A. section 380.0552(7)(l)


  1. Section 380.0552(7)(l) sets forth the Principle to “[make] available adequate affordable housing for all sectors of the population in the Florida Keys.”


  2. The Plan Amendment limits development of the Big Coppitt parcel to deed-restricted affordable housing and requires, at a minimum, a mix of at least 10 percent median- income category and at least 20 percent mix of very-low and low- income categories.

  3. The Plan Amendment would allow development of 213 of the 700 affordable housing units the County has to allocate through 2023. The Plan Amendment addresses affordable workforce housing needs in the County for income levels in both the service industry and the public sector.

  4. The Plan Amendment furthers section 380.0552(7)(l) by making available affordable housing for residents in a range of income levels from very low- and low-income to moderate-income.

    B. Remaining Principles


  5. The majority of the remaining Principles either do not apply to the Plan Amendment, or have only limited application. Very little evidence was introduced regarding these Principles. No evidence supports a finding that the Plan Amendment is inconsistent with the remaining Principles.

  6. The evidence did not establish that the Plan Amendment is inconsistent with the Principles as a whole.

    CONCLUSIONS OF LAW


  7. The Division of Administrative Hearings has jurisdiction over the subject matter and the parties hereto


    pursuant to sections 120.569, 120.57(1), and 163.3184(5), Florida Statutes.

  8. To have standing to challenge a plan amendment, a person must be an affected person as defined in section 163.3184(1)(a).

  9. Petitioners and the Navy are affected persons within the meaning of the statute.

  10. Rockland has standing to intervene in this proceeding because Rockland is both the owner of subject property and the applicant for the Plan Amendment.

  11. As the party challenging the Plan Amendment, Petitioners have the burden to prove the Plan Amendment is not “in compliance,” as that term is defined in section 163.3184(1)(b).

  12. The County’s determination that the Plan Amendment is in compliance is presumed to be correct and must be sustained if the County’s determination is “fairly debatable.”

  13. The term “fairly debatable” is not defined in chapter 163, but in Martin County v.
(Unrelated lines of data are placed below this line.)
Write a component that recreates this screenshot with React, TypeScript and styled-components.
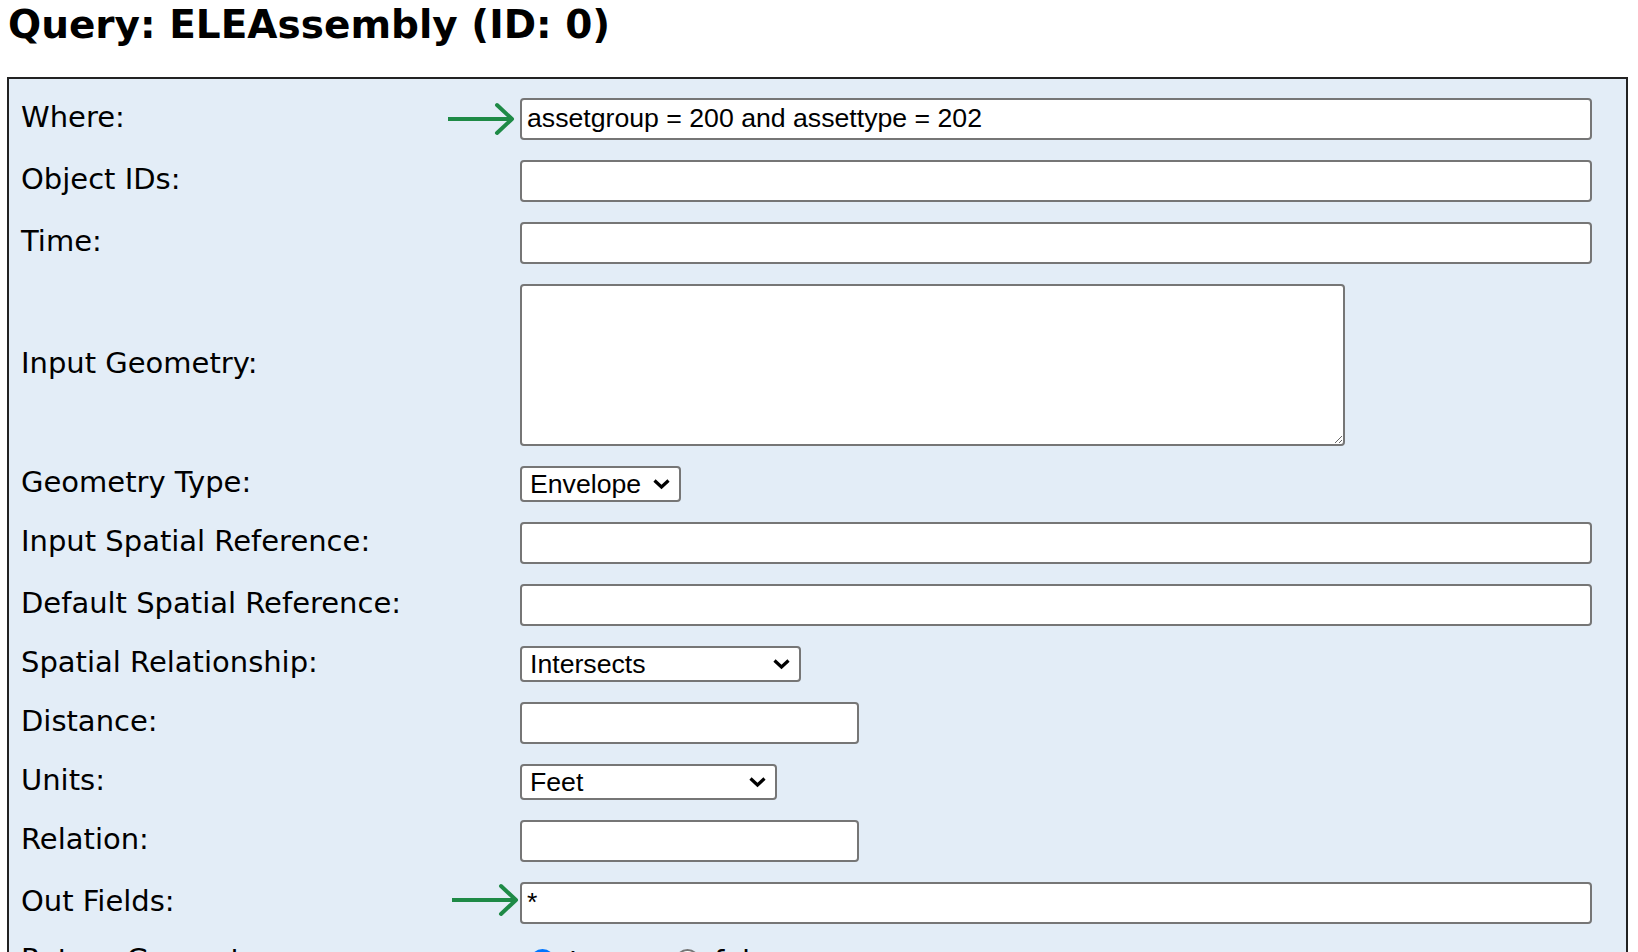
import React from 'react';
import styled, { createGlobalStyle } from 'styled-components';

const GlobalStyle = createGlobalStyle`
  html, body {
    margin: 0;
    padding: 0;
    background: #ffffff;
  }
  body {
    font-family: "DejaVu Sans", Verdana, sans-serif;
    color: #000;
  }
`;

const Page = styled.div`
  padding: 2px 10px 0 7px;
  height: 952px;
  overflow: hidden;
  box-sizing: border-box;
`;

const Title = styled.h2`
  margin: 0 0 29px 1px;
  font-family: "DejaVu Sans", Verdana, sans-serif;
  font-weight: bold;
  font-size: 39px;
  line-height: 46px;
  color: #000;
`;

const Panel = styled.div`
  border: 2px solid #222;
  background: #e3edf7;
  padding: 19px 34px 40px 12px;
  display: grid;
  grid-template-columns: 499px 1fr;
  row-gap: 20px;
  align-items: center;
`;

const Label = styled.label`
  font-size: 29px;
  line-height: 30px;
  padding-bottom: 4px;
  white-space: nowrap;
`;

const Cell = styled.div`
  position: relative;
  display: flex;
  align-items: center;
`;

const TextInput = styled.input<{ $width?: number }>`
  box-sizing: border-box;
  width: ${(p) => (p.$width ? `${p.$width}px` : '100%')};
  height: 42px;
  border: 2px solid #767676;
  border-radius: 4px;
  background: #fff;
  padding: 0 5px 2px;
  margin: 0;
  font-family: "Liberation Sans", Arial, sans-serif;
  font-size: 26.67px;
  color: #000;
  outline: none;
`;

const TextArea = styled.textarea`
  box-sizing: border-box;
  width: 825px;
  height: 162px;
  border: 2px solid #767676;
  border-radius: 4px;
  background: #fff;
  margin: 0;
  padding: 4px;
  font-family: "Liberation Mono", monospace;
  font-size: 26px;
`;

const SelectWrap = styled.div<{ $width: number }>`
  position: relative;
  width: ${(p) => p.$width}px;
`;

const Select = styled.select`
  appearance: none;
  -webkit-appearance: none;
  box-sizing: border-box;
  width: 100%;
  height: 36px;
  border: 2px solid #767676;
  border-radius: 4px;
  background: #fff;
  margin: 0;
  padding: 0 36px 0 8px;
  font-family: "Liberation Sans", Arial, sans-serif;
  font-size: 26.67px;
  color: #000;
  outline: none;
`;

const Chevron = styled.svg`
  position: absolute;
  right: 10px;
  top: 50%;
  transform: translateY(-50%);
  pointer-events: none;
`;

const Arrow = styled.svg<{ $left: number; $dy: number }>`
  position: absolute;
  left: ${(p) => p.$left}px;
  top: 50%;
  transform: translateY(calc(-50% + ${(p) => p.$dy}px));
  pointer-events: none;
`;

const RadioGroup = styled.div`
  display: flex;
  align-items: center;
  padding-left: 10px;
`;

const RadioLabel = styled.label`
  display: flex;
  align-items: center;
  gap: 14px;
  width: 145px;
  font-size: 29px;
`;

const Radio = styled.input`
  appearance: none;
  -webkit-appearance: none;
  margin: 0;
  width: 25px;
  height: 25px;
  border-radius: 50%;
  border: 2px solid #767676;
  background: #fff;
  &:checked {
    border: 7px solid #0075ff;
  }
`;

const GreenArrow = ({ left = -72, dy = 0 }: { left?: number; dy?: number }) => (
  <Arrow $left={left} $dy={dy} width="70" height="34" viewBox="0 0 70 34">
    <line x1="0" y1="17" x2="64" y2="17" stroke="#1e8a46" strokeWidth="4" />
    <polyline
      points="49,3 64,17 49,31"
      fill="none"
      stroke="#1e8a46"
      strokeWidth="4"
      strokeLinecap="round"
      strokeLinejoin="round"
    />
  </Arrow>
);

const Dropdown = ({ width, value, options }: { width: number; value: string; options: string[] }) => (
  <SelectWrap $width={width}>
    <Select defaultValue={value}>
      {options.map((o) => (
        <option key={o} value={o}>{o}</option>
      ))}
    </Select>
    <Chevron width="19" height="12" viewBox="0 0 19 12">
      <polyline points="2.5,2.5 9.5,9 16.5,2.5" fill="none" stroke="#000" strokeWidth="3.2" />
    </Chevron>
  </SelectWrap>
);

const App = (): JSX.Element => {
  return (
    <Page>
      <GlobalStyle />
      <Title>Query: ELEAssembly (ID: 0)</Title>
      <Panel>
        <Label>Where:</Label>
        <Cell>
          <GreenArrow left={-72} />
          <TextInput defaultValue="assetgroup = 200 and assettype = 202" />
        </Cell>

        <Label>Object IDs:</Label>
        <Cell><TextInput /></Cell>

        <Label>Time:</Label>
        <Cell><TextInput /></Cell>

        <Label>Input Geometry:</Label>
        <Cell><TextArea /></Cell>

        <Label>Geometry Type:</Label>
        <Cell>
          <Dropdown width={161} value="Envelope" options={['Envelope', 'Point', 'Polyline', 'Polygon', 'Multipoint']} />
        </Cell>

        <Label>Input Spatial Reference:</Label>
        <Cell><TextInput /></Cell>

        <Label>Default Spatial Reference:</Label>
        <Cell><TextInput /></Cell>

        <Label>Spatial Relationship:</Label>
        <Cell>
          <Dropdown width={281} value="Intersects" options={['Intersects', 'Contains', 'Crosses', 'Envelope Intersects', 'Overlaps', 'Touches', 'Within']} />
        </Cell>

        <Label>Distance:</Label>
        <Cell><TextInput $width={339} /></Cell>

        <Label>Units:</Label>
        <Cell>
          <Dropdown width={257} value="Feet" options={['Feet', 'Meters', 'Miles', 'Nautical Miles', 'Kilometers']} />
        </Cell>

        <Label>Relation:</Label>
        <Cell><TextInput $width={339} /></Cell>

        <Label>Out Fields:</Label>
        <Cell>
          <GreenArrow left={-68} dy={-3} />
          <TextInput defaultValue="*" />
        </Cell>

        <Label>Return Geometry:</Label>
        <Cell>
          <RadioGroup>
            <RadioLabel><Radio type="radio" name="rg" defaultChecked /> true</RadioLabel>
            <RadioLabel><Radio type="radio" name="rg" /> false</RadioLabel>
          </RadioGroup>
        </Cell>
      </Panel>
    </Page>
  );
};

export default App;
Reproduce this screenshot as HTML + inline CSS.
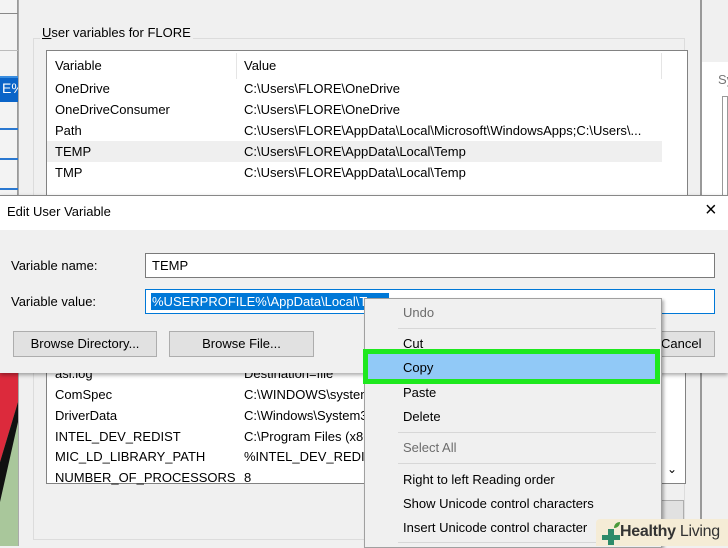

Yusem, 690 So. 2d 1288, 1295 (Fla. 1997), the Supreme Court of Florida explained that “[t]he fairly debatable standard is a highly deferential standard requiring approval of a planning action if reasonable persons could differ as to its propriety.”


  14. The standard of proof to establish a finding of fact is preponderance of the evidence. See § 120.57(1)(j), Fla. Stat.

  15. The elements of a comprehensive plan must be internally consistent. See § 163.3177(2), Fla. Stat. “Comprehensive plans may only be amended in such a way as to preserve the internal consistency of the plan pursuant to section 163.3177.” § 163.3187(4), Fla. Stat.

  16. Petitioners did not prove beyond fair debate that the Plan Amendment is inconsistent with FLUE Policy 108.2.5. Rockland applied for the Plan Amendment prior to the effective date of the Policy, which, on its face, applies only to applications made after the effective date.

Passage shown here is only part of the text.